THE EXERCISE: Copy out each line of the listing that has the word "styles" in it.

RECORDED INFORMATION:
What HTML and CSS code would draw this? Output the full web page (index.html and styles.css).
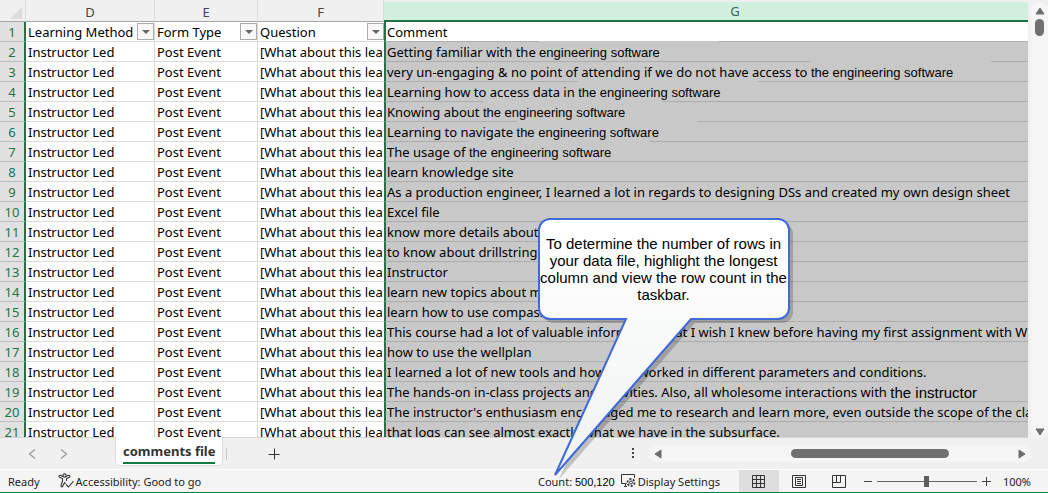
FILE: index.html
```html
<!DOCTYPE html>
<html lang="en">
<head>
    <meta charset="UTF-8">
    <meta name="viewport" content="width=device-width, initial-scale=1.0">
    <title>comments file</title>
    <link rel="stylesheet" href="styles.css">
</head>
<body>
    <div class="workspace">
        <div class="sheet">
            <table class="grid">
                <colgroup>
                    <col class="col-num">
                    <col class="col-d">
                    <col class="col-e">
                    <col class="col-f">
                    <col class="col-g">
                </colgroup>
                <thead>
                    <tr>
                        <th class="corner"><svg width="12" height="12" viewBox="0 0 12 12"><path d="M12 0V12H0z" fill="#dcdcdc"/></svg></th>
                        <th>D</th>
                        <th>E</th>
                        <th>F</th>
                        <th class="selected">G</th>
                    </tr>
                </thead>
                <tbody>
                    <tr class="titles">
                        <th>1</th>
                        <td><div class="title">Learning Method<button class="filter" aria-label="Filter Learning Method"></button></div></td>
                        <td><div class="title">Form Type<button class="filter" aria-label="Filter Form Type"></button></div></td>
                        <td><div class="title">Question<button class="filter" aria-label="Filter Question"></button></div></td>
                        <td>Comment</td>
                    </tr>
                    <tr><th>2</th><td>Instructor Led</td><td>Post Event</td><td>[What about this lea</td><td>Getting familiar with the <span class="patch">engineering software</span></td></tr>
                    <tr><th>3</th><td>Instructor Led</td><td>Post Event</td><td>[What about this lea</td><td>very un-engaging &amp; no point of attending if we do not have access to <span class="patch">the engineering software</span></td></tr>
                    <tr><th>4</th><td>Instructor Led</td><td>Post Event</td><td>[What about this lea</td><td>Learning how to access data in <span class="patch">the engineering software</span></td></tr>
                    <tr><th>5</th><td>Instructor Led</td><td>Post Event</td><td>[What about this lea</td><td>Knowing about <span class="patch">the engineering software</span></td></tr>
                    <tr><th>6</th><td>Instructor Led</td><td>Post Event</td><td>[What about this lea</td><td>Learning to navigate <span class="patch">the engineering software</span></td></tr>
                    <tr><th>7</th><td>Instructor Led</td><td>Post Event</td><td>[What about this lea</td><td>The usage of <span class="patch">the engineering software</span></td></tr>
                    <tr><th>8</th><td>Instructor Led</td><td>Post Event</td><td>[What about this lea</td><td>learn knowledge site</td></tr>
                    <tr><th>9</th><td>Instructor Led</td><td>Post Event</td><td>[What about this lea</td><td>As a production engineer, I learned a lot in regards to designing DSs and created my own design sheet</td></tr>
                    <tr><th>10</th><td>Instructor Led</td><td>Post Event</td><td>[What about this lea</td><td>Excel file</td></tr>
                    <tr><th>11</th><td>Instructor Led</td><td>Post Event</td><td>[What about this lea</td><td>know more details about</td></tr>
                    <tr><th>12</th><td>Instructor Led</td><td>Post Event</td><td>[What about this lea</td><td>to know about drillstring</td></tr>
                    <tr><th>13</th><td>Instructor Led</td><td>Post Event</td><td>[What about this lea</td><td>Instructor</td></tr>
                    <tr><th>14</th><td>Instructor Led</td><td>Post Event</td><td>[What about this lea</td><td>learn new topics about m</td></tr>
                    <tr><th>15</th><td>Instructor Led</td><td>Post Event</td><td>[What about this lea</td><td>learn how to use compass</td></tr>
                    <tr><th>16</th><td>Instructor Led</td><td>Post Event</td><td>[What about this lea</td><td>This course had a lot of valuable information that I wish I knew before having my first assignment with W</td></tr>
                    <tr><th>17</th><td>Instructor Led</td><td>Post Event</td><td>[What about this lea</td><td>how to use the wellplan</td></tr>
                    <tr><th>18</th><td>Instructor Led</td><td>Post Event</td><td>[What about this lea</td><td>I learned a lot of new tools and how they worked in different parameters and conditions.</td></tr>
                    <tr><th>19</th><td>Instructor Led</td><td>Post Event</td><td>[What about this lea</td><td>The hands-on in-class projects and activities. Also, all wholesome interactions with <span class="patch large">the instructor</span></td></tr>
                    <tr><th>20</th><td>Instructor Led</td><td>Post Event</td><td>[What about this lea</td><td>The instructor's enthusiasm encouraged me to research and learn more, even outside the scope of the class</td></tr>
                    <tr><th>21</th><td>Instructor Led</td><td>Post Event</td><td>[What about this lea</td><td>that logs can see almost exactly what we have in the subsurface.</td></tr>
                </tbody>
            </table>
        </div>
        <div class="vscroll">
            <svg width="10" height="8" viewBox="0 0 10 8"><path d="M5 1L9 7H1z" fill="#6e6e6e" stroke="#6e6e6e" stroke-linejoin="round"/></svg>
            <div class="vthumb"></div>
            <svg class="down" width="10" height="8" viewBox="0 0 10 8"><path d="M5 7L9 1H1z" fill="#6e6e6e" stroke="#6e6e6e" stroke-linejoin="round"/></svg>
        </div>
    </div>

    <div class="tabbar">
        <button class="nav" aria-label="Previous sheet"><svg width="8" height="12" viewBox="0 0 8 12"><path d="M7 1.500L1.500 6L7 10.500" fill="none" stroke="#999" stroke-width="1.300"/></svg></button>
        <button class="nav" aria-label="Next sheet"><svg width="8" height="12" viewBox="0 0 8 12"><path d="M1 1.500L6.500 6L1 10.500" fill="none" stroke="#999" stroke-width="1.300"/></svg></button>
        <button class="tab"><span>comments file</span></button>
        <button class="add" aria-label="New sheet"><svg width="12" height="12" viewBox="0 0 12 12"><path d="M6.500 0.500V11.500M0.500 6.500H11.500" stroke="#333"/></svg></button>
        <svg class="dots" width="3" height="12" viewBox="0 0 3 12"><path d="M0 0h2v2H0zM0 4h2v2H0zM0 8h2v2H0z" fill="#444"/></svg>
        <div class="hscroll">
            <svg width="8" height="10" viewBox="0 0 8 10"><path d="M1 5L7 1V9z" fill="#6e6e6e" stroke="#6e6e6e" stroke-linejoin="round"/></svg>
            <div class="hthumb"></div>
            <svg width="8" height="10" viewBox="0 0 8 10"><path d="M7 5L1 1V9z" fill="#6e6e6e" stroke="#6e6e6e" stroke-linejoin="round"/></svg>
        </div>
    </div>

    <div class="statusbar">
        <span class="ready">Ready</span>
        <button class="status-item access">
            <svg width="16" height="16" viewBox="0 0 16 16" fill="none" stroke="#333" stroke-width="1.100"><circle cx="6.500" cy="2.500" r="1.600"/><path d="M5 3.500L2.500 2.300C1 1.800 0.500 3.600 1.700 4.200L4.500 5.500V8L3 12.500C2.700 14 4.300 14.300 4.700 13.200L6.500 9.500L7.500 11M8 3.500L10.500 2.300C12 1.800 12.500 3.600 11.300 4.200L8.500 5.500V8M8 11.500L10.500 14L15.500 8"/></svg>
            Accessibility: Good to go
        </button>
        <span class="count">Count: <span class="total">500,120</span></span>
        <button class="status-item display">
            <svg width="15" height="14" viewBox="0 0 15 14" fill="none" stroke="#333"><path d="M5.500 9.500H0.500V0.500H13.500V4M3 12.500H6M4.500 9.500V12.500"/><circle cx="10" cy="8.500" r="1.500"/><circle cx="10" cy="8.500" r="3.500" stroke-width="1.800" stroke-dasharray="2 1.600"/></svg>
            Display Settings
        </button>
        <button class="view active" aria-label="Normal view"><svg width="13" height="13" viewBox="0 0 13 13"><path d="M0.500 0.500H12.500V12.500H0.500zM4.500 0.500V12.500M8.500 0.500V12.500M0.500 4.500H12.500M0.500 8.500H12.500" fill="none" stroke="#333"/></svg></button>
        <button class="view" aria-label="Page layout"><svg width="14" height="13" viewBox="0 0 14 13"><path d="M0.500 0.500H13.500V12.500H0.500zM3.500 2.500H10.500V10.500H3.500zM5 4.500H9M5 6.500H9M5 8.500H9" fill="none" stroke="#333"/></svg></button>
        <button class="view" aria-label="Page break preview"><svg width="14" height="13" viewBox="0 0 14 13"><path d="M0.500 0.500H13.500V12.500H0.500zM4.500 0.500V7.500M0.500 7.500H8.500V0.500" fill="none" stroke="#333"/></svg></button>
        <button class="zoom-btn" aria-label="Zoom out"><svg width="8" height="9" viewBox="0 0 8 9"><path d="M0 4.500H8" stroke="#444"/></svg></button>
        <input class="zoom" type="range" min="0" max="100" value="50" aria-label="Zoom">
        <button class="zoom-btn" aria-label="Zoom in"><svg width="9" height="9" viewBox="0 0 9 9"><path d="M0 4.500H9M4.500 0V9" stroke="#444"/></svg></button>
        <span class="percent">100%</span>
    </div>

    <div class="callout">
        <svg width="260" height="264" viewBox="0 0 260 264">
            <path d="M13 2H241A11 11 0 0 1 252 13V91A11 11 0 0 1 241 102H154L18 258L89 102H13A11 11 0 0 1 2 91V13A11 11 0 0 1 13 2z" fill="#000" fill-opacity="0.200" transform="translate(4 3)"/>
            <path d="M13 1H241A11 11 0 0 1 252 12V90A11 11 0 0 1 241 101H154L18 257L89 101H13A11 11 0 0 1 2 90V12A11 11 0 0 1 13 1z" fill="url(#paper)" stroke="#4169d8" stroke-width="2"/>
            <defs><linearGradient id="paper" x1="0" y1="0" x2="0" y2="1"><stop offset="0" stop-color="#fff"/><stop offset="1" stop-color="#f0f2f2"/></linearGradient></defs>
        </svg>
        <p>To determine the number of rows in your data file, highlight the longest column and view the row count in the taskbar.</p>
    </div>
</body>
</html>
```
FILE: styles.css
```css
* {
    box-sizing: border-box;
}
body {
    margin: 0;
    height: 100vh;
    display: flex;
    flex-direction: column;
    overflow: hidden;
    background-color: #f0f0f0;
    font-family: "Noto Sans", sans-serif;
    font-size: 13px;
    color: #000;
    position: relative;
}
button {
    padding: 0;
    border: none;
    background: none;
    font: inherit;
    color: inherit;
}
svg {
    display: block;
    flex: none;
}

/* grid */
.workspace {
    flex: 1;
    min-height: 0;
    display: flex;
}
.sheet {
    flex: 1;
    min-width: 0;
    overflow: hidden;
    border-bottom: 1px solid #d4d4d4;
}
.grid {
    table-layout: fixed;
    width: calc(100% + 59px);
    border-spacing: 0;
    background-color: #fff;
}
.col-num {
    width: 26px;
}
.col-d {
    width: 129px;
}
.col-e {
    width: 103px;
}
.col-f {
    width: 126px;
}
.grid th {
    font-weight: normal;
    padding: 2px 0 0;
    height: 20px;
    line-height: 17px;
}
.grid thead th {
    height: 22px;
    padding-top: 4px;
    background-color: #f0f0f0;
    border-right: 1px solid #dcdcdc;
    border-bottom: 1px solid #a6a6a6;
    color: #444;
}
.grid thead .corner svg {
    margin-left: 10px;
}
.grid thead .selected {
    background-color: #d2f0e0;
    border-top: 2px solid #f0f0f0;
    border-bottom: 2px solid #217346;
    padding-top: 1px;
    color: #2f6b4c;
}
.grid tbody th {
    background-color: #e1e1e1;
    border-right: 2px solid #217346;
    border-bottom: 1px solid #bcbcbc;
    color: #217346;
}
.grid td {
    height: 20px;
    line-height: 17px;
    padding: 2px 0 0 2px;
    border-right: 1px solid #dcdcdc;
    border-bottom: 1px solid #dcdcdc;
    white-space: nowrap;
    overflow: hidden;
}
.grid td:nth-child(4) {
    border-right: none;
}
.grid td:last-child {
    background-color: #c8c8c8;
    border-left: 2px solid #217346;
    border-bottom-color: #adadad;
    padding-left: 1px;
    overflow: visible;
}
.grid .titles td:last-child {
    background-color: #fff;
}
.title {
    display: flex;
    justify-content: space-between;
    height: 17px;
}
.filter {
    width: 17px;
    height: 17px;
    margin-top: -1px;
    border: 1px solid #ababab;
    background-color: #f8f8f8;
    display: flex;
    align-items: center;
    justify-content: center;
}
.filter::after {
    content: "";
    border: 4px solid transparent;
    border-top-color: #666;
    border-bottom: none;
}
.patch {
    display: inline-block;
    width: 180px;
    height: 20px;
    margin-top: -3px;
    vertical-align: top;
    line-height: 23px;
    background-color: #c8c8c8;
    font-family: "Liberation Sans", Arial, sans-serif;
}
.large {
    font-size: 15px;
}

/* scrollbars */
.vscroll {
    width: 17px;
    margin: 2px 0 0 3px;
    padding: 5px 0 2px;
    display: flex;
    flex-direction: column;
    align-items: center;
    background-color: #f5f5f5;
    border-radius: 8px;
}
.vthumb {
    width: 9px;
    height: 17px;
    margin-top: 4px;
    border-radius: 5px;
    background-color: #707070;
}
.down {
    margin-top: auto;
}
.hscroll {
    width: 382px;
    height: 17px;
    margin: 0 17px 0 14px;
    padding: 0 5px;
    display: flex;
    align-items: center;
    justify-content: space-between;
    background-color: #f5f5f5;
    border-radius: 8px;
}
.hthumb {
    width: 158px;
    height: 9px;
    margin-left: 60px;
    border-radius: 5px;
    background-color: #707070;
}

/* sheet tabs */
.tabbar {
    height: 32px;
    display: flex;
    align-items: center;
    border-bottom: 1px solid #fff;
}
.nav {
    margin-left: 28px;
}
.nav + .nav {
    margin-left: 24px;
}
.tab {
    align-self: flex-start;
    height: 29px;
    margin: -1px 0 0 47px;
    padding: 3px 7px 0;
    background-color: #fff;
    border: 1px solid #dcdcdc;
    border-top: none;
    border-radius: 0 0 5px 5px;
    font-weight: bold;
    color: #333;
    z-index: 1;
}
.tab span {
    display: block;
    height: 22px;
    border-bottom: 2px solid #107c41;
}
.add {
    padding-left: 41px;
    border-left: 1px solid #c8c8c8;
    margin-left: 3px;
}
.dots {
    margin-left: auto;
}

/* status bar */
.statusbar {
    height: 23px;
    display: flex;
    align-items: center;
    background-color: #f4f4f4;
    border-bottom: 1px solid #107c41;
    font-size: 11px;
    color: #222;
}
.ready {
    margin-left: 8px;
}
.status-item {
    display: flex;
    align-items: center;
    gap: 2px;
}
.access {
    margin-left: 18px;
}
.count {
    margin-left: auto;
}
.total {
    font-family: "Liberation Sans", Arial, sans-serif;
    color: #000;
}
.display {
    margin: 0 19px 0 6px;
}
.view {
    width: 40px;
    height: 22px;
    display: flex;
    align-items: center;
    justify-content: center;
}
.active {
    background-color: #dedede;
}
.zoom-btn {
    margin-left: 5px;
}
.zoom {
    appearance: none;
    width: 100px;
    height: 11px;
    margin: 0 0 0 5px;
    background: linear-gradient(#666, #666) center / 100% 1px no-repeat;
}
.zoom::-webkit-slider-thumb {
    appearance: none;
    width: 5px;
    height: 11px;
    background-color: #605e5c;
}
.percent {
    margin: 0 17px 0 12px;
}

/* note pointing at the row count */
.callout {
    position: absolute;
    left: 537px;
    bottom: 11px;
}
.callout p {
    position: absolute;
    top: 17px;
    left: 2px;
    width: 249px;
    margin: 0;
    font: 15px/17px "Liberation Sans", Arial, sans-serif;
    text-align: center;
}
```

TASK RESPONSE:
What HTML and CSS code would draw this? Output the full web page (index.html and styles.css).
    <link rel="stylesheet" href="styles.css">
FILE: styles.css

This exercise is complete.